Wisdom is an understanding of a very different order from knowledge, which is concentrated, specialized and transient, inasmuch as its contours are forever changing as more facts are known and past misconceptions corrected. There seems to be no end to the research that brings with it greater knowledge; as St Paul would put it, "our knowledge and our prophecy alike are partial, and the partial vanishes when wholeness comes" (1 Cor. 13.9). The wholeness he writes about is a wisdom that can embrace the discrete facts of worldly life, including scientific research, and bring them into a wide context of human growth and spiritual development. Knowledge is the commodity of the specialist whereas wisdom knows no intellectual barriers except the capacity to be silent, aware and deeply understanding. It may be present in an inconspicuous worker who has experienced life deeply, while absent from the intellectual giant who has formed few relationships outside the professional milieu acquainted with the work in question.

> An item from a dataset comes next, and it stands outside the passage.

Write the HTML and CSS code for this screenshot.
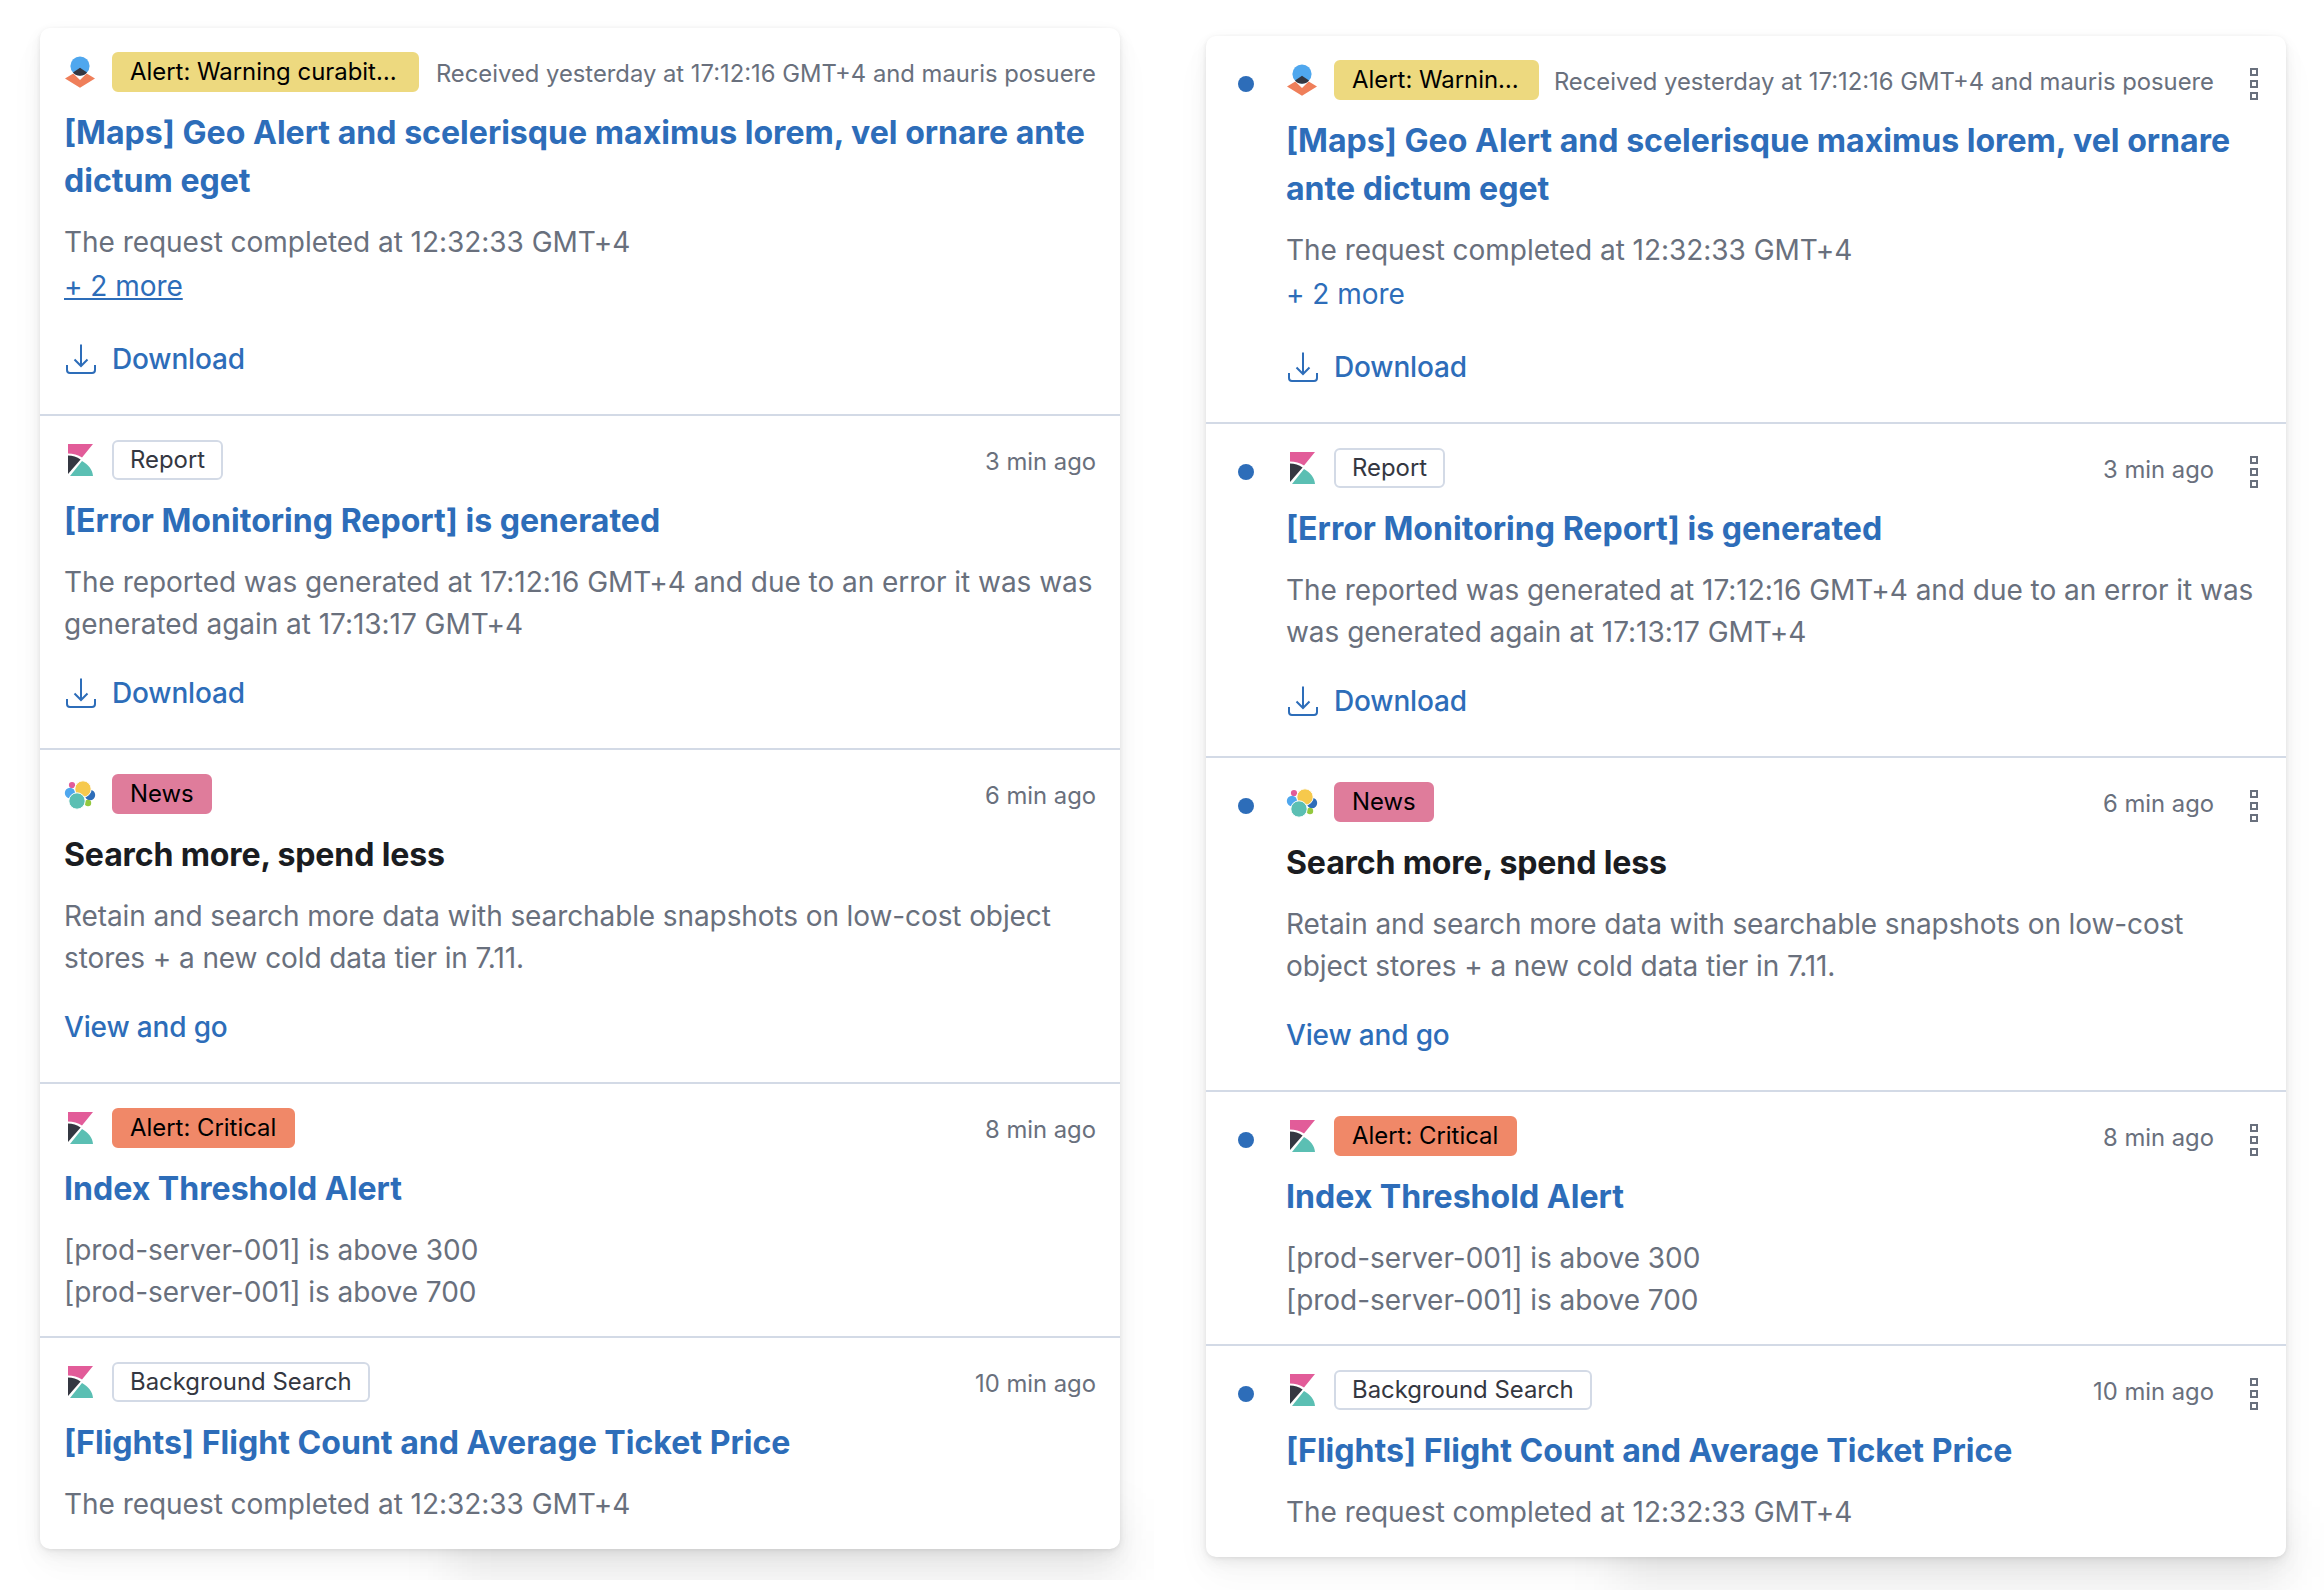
FILE: index.html
```html
<!DOCTYPE html>
<html lang="en">
<head>
<meta charset="utf-8">
<title>Notifications</title>
<link rel="stylesheet" href="styles.css">
</head>
<body>
<svg class="defs" width="0" height="0" aria-hidden="true">
  <defs>
    <symbol id="logo-maps" viewBox="0 0 32 40">
      <circle cx="16" cy="14" r="9.6" fill="#4fa7ee"/>
      <path d="M16 15.8 9 20.4C10.8 22.6 13.2 23.7 16 23.7S21.2 22.6 23 20.4Z" fill="#343741"/>
      <path d="M9.3 21.4 16 28 22.7 21.4 31 26.4 16 35.8 1 26.4Z" fill="#ef7f5a"/>
    </symbol>
    <symbol id="logo-kibana" viewBox="0 0 32 40">
      <path d="M4 4H29L18 17.5C14 15 9 13.5 4 13.5Z" fill="#e25c99"/>
      <path d="M4 15.5C8.5 15.5 13 16.8 16.6 19.5L4 34Z" fill="#343741"/>
      <path d="M6 36 18 21C24.500 24.500 28.500 30 29 36Z" fill="#5bbfb3"/>
    </symbol>
    <symbol id="logo-elastic" viewBox="0 0 32 40">
      <circle cx="8" cy="11" r="3.100" fill="#e25c99"/>
      <circle cx="6" cy="19" r="5.200" fill="#4fa7ee"/>
      <circle cx="26" cy="21" r="5.200" fill="#2d6db9"/>
      <circle cx="24" cy="29" r="3.200" fill="#93c83e"/>
      <circle cx="19" cy="15" r="8.200" fill="#f6c94c" stroke="#fff"/>
      <circle cx="13" cy="27" r="8.200" fill="#5bbfb3" stroke="#fff"/>
    </symbol>
    <symbol id="icon-download" viewBox="0 0 32 32">
      <path d="M17 1.500V23M10.500 16.500 17 23l6.500-6.500M3 22v5a3 3 0 0 0 3 3h22a3 3 0 0 0 3-3v-5" fill="none" stroke="currentColor" stroke-width="2"/>
    </symbol>
    <symbol id="icon-more" viewBox="0 0 8 32">
      <path d="M1 1h6v6H1zM1 13h6v6H1zM1 25h6v6H1z" fill="none" stroke="currentColor" stroke-width="2"/>
    </symbol>
  </defs>
</svg>

<main class="stage">
  <section class="panel panel--plain">
    <div class="card">
      <article class="item item--tall">
        <div class="item__main">
          <header class="item__head">
            <svg class="logo"><use href="#logo-maps"/></svg>
            <span class="badge badge--warning">Alert: Warning curabit…</span>
            <span class="time">Received yesterday at 17:12:16 GMT+4 and mauris posuere</span>
          </header>
          <h3 class="title"><a class="title__link">[Maps] Geo Alert and scelerisque maximus lorem, vel ornare ante dictum eget</a></h3>
          <p class="body">The request completed at 12:32:33 GMT+4</p>
          <a class="more more--underlined">+ 2 more</a>
          <a class="action"><svg class="action__icon"><use href="#icon-download"/></svg>Download</a>
        </div>
      </article>
      <article class="item">
        <div class="item__main">
          <header class="item__head">
            <svg class="logo"><use href="#logo-kibana"/></svg>
            <span class="badge badge--hollow">Report</span>
            <span class="time">3 min ago</span>
          </header>
          <h3 class="title"><a class="title__link">[Error Monitoring Report] is generated</a></h3>
          <p class="body">The reported was generated at 17:12:16 GMT+4 and due to an error it was was generated again at 17:13:17 GMT+4</p>
          <a class="action"><svg class="action__icon"><use href="#icon-download"/></svg>Download</a>
        </div>
      </article>
      <article class="item">
        <div class="item__main">
          <header class="item__head">
            <svg class="logo"><use href="#logo-elastic"/></svg>
            <span class="badge badge--news">News</span>
            <span class="time">6 min ago</span>
          </header>
          <h3 class="title title--dark">Search more, spend less</h3>
          <p class="body body--tight">Retain and search more data with searchable snapshots on low-cost object stores + a new cold data tier in 7.11.</p>
          <a class="action">View and go</a>
        </div>
      </article>
      <article class="item item--short">
        <div class="item__main">
          <header class="item__head">
            <svg class="logo"><use href="#logo-kibana"/></svg>
            <span class="badge badge--critical">Alert: Critical</span>
            <span class="time">8 min ago</span>
          </header>
          <h3 class="title"><a class="title__link">Index Threshold Alert</a></h3>
          <p class="body">[prod-server-001] is above 300<br>[prod-server-001] is above 700</p>
        </div>
      </article>
      <article class="item item--short item--last">
        <div class="item__main">
          <header class="item__head">
            <svg class="logo"><use href="#logo-kibana"/></svg>
            <span class="badge badge--hollow">Background Search</span>
            <span class="time">10 min ago</span>
          </header>
          <h3 class="title"><a class="title__link">[Flights] Flight Count and Average Ticket Price</a></h3>
          <p class="body">The request completed at 12:32:33 GMT+4</p>
        </div>
      </article>
    </div>
  </section>

  <section class="panel panel--unread">
    <div class="card">
      <article class="item item--tall">
        <span class="dot"></span>
        <div class="item__main">
          <header class="item__head">
            <svg class="logo"><use href="#logo-maps"/></svg>
            <span class="badge badge--warning">Alert: Warnin…</span>
            <span class="time">Received yesterday at 17:12:16 GMT+4 and mauris posuere</span>
            <svg class="kebab"><use href="#icon-more"/></svg>
          </header>
          <h3 class="title"><a class="title__link">[Maps] Geo Alert and scelerisque maximus lorem, vel ornare ante dictum eget</a></h3>
          <p class="body">The request completed at 12:32:33 GMT+4</p>
          <a class="more">+ 2 more</a>
          <a class="action"><svg class="action__icon"><use href="#icon-download"/></svg>Download</a>
        </div>
      </article>
      <article class="item">
        <span class="dot"></span>
        <div class="item__main">
          <header class="item__head">
            <svg class="logo"><use href="#logo-kibana"/></svg>
            <span class="badge badge--hollow">Report</span>
            <span class="time">3 min ago</span>
            <svg class="kebab"><use href="#icon-more"/></svg>
          </header>
          <h3 class="title"><a class="title__link">[Error Monitoring Report] is generated</a></h3>
          <p class="body">The reported was generated at 17:12:16 GMT+4 and due to an error it was was generated again at 17:13:17 GMT+4</p>
          <a class="action"><svg class="action__icon"><use href="#icon-download"/></svg>Download</a>
        </div>
      </article>
      <article class="item">
        <span class="dot"></span>
        <div class="item__main">
          <header class="item__head">
            <svg class="logo"><use href="#logo-elastic"/></svg>
            <span class="badge badge--news">News</span>
            <span class="time">6 min ago</span>
            <svg class="kebab"><use href="#icon-more"/></svg>
          </header>
          <h3 class="title title--dark">Search more, spend less</h3>
          <p class="body body--tight">Retain and search more data with searchable snapshots on low-cost object stores + a new cold data tier in 7.11.</p>
          <a class="action">View and go</a>
        </div>
      </article>
      <article class="item item--short">
        <span class="dot"></span>
        <div class="item__main">
          <header class="item__head">
            <svg class="logo"><use href="#logo-kibana"/></svg>
            <span class="badge badge--critical">Alert: Critical</span>
            <span class="time">8 min ago</span>
            <svg class="kebab"><use href="#icon-more"/></svg>
          </header>
          <h3 class="title"><a class="title__link">Index Threshold Alert</a></h3>
          <p class="body">[prod-server-001] is above 300<br>[prod-server-001] is above 700</p>
        </div>
      </article>
      <article class="item item--short item--last">
        <span class="dot"></span>
        <div class="item__main">
          <header class="item__head">
            <svg class="logo"><use href="#logo-kibana"/></svg>
            <span class="badge badge--hollow">Background Search</span>
            <span class="time">10 min ago</span>
            <svg class="kebab"><use href="#icon-more"/></svg>
          </header>
          <h3 class="title"><a class="title__link">[Flights] Flight Count and Average Ticket Price</a></h3>
          <p class="body">The request completed at 12:32:33 GMT+4</p>
        </div>
      </article>
    </div>
  </section>
</main>
</body>
</html>
```
FILE: styles.css
```css
* { box-sizing: border-box; }

html, body {
  margin: 0;
  height: 100%;
  background: #fff;
}

body {
  overflow: hidden;
  font-family: Inter, "Liberation Sans", sans-serif;
  font-size: 28px;
  color: #69707d;
}

.defs { position: absolute; }

.stage {
  display: flex;
  align-items: flex-start;
  height: 1590px;
}

.panel {
  position: relative;
  z-index: 0;
  flex: none;
}

.panel--plain {
  width: 1154px;
  height: 1580px;
  padding: 28px 0 0 40px;
  overflow: hidden;
}

.panel--unread {
  width: 1132px;
  padding: 36px 0 0 52px;
}

.card {
  position: relative;
  width: 1080px;
  height: 1521px;
  background: #fff;
  border-radius: 10px;
  box-shadow:
    0 1px 4px rgba(0, 0, 0, .07),
    0 4px 12px rgba(0, 0, 0, .05),
    0 8px 24px rgba(0, 0, 0, .04),
    0 20px 40px rgba(0, 0, 0, .03);
}

.card::after {
  content: "";
  position: absolute;
  z-index: -1;
  left: 410px;
  right: -4px;
  bottom: -36px;
  height: 70px;
  background: rgba(0, 0, 0, .06);
  filter: blur(24px);
}

.item {
  display: flex;
  padding: 24px 24px 31px 24px;
  border-bottom: 2px solid #d3dae6;
}

.panel--unread .item { padding-left: 32px; }

.item--short,
.panel--unread .item--short { padding-bottom: 23px; }

.item--last { border-bottom: 0; }

.dot {
  flex: none;
  width: 16px;
  height: 16px;
  margin: 16px 32px 0 0;
  border-radius: 50%;
  background: #2d6db9;
}

.item__main {
  flex: 1;
  min-width: 0;
}

.item__head {
  display: flex;
  align-items: center;
  height: 40px;
}

.logo {
  flex: none;
  width: 32px;
  height: 40px;
  margin-right: 16px;
}

.badge {
  flex: none;
  height: 40px;
  padding: 0 16px;
  border: 2px solid transparent;
  border-radius: 6px;
  font-size: 23.9px;
  line-height: 36px;
  color: #000;
  white-space: nowrap;
}

.badge--warning { background: #edd97f; border-color: #edd97f; padding-right: 18px; }
.panel--plain .badge--warning { padding-right: 20px; }
.badge--news { background: #df7c9b; border-color: #df7c9b; }
.badge--critical { background: #f08868; border-color: #f08868; padding-right: 17px; }
.badge--hollow { background: #fff; border-color: #d3dae6; color: #343741; }

.time {
  flex: none;
  margin-left: auto;
  padding-top: 3px;
  font-size: 23.8px;
  line-height: 40px;
  white-space: nowrap;
}

.kebab {
  flex: none;
  width: 8px;
  height: 32px;
  margin: 8px 4px 0 36px;
  color: #69707d;
}

.title {
  margin: 17px 0 16px;
  font-size: 32.1px;
  line-height: 48px;
  font-weight: 700;
  color: #1a1c21;
}

.title--dark {
  letter-spacing: -.15px;
}

.title__link { color: #2d6db9; }

.body {
  margin: 0;
  line-height: 42px;
  letter-spacing: -.04px;
}

.body--tight { letter-spacing: -.1px; }

.more {
  display: block;
  margin-top: 2px;
  line-height: 42px;
  letter-spacing: -.04px;
  color: #2d6db9;
}

.more--underlined { text-decoration: underline; }

.action {
  display: flex;
  align-items: center;
  gap: 16px;
  height: 48px;
  margin-top: 24px;
  font-weight: 500;
  letter-spacing: -.16px;
  color: #2d6db9;
}

.more + .action { margin-top: 28px; }

.action__icon {
  flex: none;
  width: 32px;
  height: 32px;
}
```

The true beginning of wisdom is the desire to learn, we read in Wisdom 6.17. The passage goes on to say that a concern for learning means love towards wisdom, a love that means keeping her laws, the observance of which guarantees immortality, which in turn brings a person closer to God. The desire to learn is a product of humility, a state of mind usually brought about after our illusions of self-sufficiency and importance have been torn away by suffering of one type or another. It is one thing to learn a particular discipline with suitable professional training; the result is knowledge. It is quite another matter to learn wisdom, for life itself is both taskmaster and teacher. If we are fortunate we may meet wise counsellors on the way, but they are there essentially to encourage and direct us, so that we may proceed on our unique path in silent awareness and firm dedication.

The exquisite Wisdom poem of Job 28 ends with the dictum,

The fear of the Lord is wisdom,
and to turn from evil is understanding.

This fear is an awe in contemplating the immensity of the universe and the majesty of its Creator. The wrath of God mentioned in Psalm 90 is the law by which creation is maintained, a law written into the cosmos no less than into the human soul in terms of the moral imperative to righteousness. Its essence is the Ten Commandments, and to obey them is to begin to order our days rightly, that we may enter the gate of wisdom.

But something else is needed for us to pass through the gate into the fair country beyond. This is a love of such dedication that we are prepared to give up our very life for our friend (John 15.13), who in the final analysis is everyone around us. Love completes wisdom as it fulfils the whole law.

May I have the vision to live justly with my neighbours now, Lord, so that I may gradually attain the wisdom that comes with experience, is fertilized with love, and pours down in blessing to all whom it touches.